Very early in the presidential race (sometime in winter months of ’07), I finally decided I wasn’t going to be cheering on Hillary Clinton‘s campaign because of a gut instinct call. I remember reading a piece about the all-time favorite films of the candidates, and Hillary was quoted as saying (or so I recall) that hers was Gone With The Wind. Another article said her choice was Casablanca.
That tore it for me. I love both Casablanca and Gone With the Wind for the usual reasons. I relate to Rick Blaine’s feelings of bitterness and cynicism in the beginning, and I admire his selfless heroism at the finale. And I fully agree with GWTW‘s theme about how brass and gumption gets you through life’s gulleys and thunderstorms better than goodness and generosity.
If I’m right about Clinton having chosen GWTW, it’s not hard to figure why. She obviously sees herself as a tough operator who’s taken the hits and soldiered through. But GWTW isn’t a hip enough selection. It’s a chump call. So is Casablanca.
If Clinton had said, say, that Jules Dassin‘s Rififi was her all-time fave, I would have melted on the spot.

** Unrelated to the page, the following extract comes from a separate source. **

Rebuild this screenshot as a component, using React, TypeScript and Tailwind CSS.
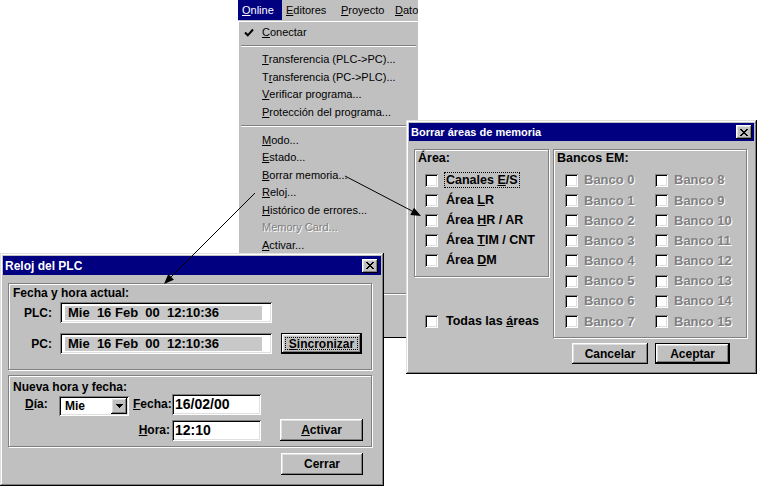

Or if she’d chosen a 1950s Douglas Sirk film — I would have at least respected that. (And so would Dave Kehr!) But choosing Gone With the Wind or Casablanca told me she either had timid taste or no taste at all, and had just gone with a politically safe choice because it’s been the lazy choice of millions of MOR film lovers for decades.
My ideal presidential candidate would choose…I don’t know, Juggernaut? Duck Soup? Anything by Michael Mann? The Professionals? La Strada? Tom Jones? Dr. Strangelove? Au Hasard Balthazar? The Apartment? The Hospital? The Bad and the Beautiful? The Train?
And by the way, CNN’s Wolf Blitzer saying that his all-time fave was Ferris Bueller’s Day Off was a bad call. I’ll never look at Blitzer the same way again.
I got started on this jag after reading a Reuters story that just went up about how Gone With the Wind is still the #1 all-time favorite. The story doesn’t give age groups or income levels or anything specific, but what a bummer — what an affirmation of mediocrity in the American soul.